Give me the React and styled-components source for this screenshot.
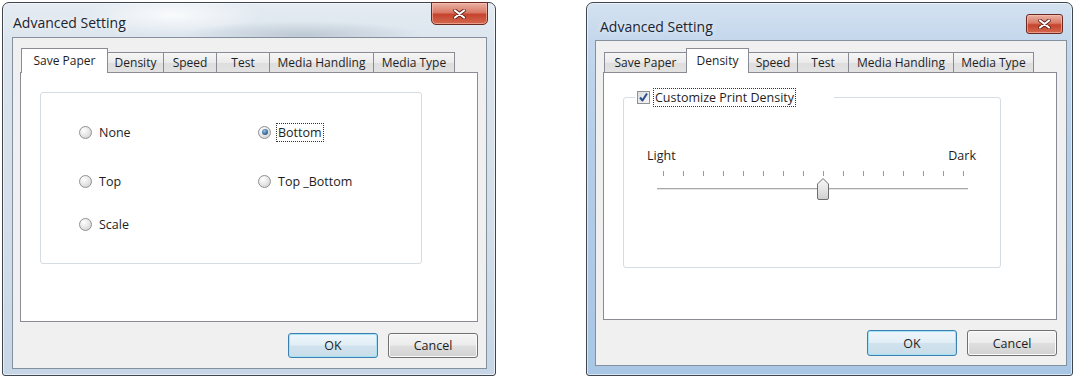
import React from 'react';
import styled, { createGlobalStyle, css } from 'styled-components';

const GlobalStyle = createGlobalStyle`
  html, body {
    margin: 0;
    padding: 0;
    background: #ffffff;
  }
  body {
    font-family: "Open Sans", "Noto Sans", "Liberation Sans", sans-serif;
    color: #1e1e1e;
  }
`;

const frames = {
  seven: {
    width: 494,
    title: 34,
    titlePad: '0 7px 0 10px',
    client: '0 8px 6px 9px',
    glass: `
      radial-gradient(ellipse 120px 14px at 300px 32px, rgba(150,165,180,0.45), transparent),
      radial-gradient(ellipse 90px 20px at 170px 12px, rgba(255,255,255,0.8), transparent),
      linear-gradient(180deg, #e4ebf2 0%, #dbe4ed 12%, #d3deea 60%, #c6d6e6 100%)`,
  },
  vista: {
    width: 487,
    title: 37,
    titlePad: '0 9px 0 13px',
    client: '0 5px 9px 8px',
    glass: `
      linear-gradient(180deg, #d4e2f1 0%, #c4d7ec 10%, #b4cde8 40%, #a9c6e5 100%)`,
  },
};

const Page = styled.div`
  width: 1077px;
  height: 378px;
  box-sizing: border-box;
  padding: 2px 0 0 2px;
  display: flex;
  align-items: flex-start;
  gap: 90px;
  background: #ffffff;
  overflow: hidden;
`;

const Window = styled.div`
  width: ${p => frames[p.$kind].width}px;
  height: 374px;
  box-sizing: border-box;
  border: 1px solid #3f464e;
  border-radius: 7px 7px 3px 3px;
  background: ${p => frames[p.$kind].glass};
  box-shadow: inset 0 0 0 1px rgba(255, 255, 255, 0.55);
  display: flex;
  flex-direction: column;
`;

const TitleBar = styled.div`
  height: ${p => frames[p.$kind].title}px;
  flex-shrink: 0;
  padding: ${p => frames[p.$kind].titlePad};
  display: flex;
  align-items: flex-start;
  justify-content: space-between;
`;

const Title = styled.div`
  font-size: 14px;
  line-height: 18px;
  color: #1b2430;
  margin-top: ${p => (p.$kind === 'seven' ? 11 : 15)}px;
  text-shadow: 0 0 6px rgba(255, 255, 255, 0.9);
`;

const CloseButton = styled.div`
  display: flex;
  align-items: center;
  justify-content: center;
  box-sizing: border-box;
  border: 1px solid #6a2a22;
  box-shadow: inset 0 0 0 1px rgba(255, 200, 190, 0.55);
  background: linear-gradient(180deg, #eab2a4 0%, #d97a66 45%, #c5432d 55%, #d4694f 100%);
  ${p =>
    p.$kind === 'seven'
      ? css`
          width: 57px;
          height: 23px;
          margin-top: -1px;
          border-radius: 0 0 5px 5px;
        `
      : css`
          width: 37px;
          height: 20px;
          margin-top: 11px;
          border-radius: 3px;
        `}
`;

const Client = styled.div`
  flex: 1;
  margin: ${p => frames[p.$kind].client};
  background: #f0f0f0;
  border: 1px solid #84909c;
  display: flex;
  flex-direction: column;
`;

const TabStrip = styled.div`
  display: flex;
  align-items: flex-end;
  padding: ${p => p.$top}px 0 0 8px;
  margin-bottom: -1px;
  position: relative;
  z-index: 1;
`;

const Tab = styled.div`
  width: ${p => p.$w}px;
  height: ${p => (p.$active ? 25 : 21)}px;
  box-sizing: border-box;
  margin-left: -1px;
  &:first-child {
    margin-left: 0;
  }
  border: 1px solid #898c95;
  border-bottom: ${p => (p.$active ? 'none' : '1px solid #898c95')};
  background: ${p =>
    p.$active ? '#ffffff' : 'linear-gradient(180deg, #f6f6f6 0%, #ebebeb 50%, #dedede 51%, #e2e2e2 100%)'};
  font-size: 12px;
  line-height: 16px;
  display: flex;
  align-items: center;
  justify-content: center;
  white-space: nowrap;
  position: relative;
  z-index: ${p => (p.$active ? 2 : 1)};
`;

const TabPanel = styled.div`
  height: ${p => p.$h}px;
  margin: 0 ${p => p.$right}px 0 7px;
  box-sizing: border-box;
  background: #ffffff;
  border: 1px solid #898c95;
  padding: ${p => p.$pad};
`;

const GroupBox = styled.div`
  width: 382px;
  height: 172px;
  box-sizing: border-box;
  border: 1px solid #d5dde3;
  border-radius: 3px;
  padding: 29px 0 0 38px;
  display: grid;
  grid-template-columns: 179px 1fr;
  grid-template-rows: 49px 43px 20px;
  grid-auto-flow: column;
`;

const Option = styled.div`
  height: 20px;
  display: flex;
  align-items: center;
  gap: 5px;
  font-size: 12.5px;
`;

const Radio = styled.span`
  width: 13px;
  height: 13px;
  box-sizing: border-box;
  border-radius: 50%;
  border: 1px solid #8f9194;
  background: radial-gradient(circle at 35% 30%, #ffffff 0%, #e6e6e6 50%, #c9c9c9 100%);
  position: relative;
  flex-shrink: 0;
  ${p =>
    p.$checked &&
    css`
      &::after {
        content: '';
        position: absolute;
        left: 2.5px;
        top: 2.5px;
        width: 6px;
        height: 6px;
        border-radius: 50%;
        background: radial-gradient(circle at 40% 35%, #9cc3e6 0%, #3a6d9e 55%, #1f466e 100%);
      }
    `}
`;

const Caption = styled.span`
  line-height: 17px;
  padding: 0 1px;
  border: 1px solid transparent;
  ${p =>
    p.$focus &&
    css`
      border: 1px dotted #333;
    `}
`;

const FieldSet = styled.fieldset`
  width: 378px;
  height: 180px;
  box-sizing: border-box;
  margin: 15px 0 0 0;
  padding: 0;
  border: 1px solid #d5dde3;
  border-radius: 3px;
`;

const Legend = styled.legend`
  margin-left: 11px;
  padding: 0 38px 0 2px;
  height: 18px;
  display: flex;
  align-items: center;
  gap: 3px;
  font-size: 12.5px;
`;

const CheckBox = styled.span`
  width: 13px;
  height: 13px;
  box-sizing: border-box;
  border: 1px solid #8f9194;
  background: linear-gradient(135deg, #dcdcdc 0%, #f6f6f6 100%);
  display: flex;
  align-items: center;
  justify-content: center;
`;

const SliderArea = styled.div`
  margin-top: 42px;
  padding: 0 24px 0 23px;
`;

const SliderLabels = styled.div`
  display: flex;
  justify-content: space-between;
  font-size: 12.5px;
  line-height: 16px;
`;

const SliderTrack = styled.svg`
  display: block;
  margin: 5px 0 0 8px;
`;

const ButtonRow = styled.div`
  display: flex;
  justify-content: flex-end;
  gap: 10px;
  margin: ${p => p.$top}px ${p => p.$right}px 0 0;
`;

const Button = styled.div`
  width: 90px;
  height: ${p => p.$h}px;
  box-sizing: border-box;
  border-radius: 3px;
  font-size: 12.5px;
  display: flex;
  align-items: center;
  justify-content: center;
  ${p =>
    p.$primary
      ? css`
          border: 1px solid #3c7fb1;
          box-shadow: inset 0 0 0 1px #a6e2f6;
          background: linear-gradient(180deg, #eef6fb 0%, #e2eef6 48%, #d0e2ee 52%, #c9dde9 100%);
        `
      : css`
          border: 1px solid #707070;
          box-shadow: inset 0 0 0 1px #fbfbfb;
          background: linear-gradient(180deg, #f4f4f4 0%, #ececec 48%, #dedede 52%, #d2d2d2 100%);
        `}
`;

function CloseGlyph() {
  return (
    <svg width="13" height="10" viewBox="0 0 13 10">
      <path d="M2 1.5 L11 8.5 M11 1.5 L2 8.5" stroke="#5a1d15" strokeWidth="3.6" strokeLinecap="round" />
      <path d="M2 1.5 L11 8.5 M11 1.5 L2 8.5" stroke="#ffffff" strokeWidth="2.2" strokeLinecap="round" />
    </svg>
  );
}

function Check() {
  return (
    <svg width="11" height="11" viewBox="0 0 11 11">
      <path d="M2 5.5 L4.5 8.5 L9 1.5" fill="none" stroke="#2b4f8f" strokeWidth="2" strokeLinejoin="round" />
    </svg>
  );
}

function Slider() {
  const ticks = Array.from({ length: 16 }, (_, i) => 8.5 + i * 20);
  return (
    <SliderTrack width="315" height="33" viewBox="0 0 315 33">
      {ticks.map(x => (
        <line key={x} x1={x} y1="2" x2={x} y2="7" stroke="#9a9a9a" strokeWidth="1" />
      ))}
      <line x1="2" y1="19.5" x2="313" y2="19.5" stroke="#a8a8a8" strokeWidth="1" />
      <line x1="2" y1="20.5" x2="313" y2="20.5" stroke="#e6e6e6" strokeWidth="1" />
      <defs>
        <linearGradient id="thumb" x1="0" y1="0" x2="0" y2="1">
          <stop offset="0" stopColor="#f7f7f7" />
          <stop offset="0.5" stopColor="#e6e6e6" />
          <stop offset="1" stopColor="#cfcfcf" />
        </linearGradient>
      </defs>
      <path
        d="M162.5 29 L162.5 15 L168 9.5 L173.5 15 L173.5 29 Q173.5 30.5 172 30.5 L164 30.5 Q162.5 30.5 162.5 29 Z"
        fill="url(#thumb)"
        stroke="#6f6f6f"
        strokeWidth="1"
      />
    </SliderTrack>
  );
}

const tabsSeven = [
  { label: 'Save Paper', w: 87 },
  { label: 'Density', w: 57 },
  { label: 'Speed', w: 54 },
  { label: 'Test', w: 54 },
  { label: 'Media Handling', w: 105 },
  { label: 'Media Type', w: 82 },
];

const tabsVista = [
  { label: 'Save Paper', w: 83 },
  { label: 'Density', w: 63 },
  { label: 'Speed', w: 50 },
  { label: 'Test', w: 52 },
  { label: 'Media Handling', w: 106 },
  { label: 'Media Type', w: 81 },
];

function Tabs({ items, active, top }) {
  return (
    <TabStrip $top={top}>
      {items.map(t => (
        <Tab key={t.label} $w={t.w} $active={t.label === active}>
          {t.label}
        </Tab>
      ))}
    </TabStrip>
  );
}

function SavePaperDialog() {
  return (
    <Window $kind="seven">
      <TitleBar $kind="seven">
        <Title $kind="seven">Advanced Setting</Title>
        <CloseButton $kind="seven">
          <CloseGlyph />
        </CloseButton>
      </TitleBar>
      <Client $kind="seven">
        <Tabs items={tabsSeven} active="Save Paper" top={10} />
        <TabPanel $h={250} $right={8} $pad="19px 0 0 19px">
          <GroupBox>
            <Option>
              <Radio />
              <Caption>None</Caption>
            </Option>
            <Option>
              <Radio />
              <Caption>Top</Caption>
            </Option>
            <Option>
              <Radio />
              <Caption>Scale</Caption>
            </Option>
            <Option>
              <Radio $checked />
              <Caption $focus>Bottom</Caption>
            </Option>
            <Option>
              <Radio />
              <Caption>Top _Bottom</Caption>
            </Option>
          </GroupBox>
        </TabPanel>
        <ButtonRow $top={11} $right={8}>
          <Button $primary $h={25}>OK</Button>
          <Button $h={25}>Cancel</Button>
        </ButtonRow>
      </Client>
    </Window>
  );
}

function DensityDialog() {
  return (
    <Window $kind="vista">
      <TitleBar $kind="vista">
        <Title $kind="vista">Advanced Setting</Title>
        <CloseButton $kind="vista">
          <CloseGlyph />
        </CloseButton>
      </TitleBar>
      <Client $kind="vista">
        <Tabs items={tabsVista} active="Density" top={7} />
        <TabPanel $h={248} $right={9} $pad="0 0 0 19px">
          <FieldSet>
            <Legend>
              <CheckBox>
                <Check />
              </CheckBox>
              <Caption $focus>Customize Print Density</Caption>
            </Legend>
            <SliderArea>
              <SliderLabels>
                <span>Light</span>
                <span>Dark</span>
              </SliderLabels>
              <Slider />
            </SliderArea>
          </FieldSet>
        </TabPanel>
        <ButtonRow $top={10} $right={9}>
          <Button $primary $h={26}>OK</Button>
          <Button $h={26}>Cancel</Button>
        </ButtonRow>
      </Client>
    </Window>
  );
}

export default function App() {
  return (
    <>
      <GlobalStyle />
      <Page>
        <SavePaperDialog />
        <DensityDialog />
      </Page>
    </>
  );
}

++++

Task details.
How many of the lines above include the word "React"? Respond with the number alone.

Result of the task.
2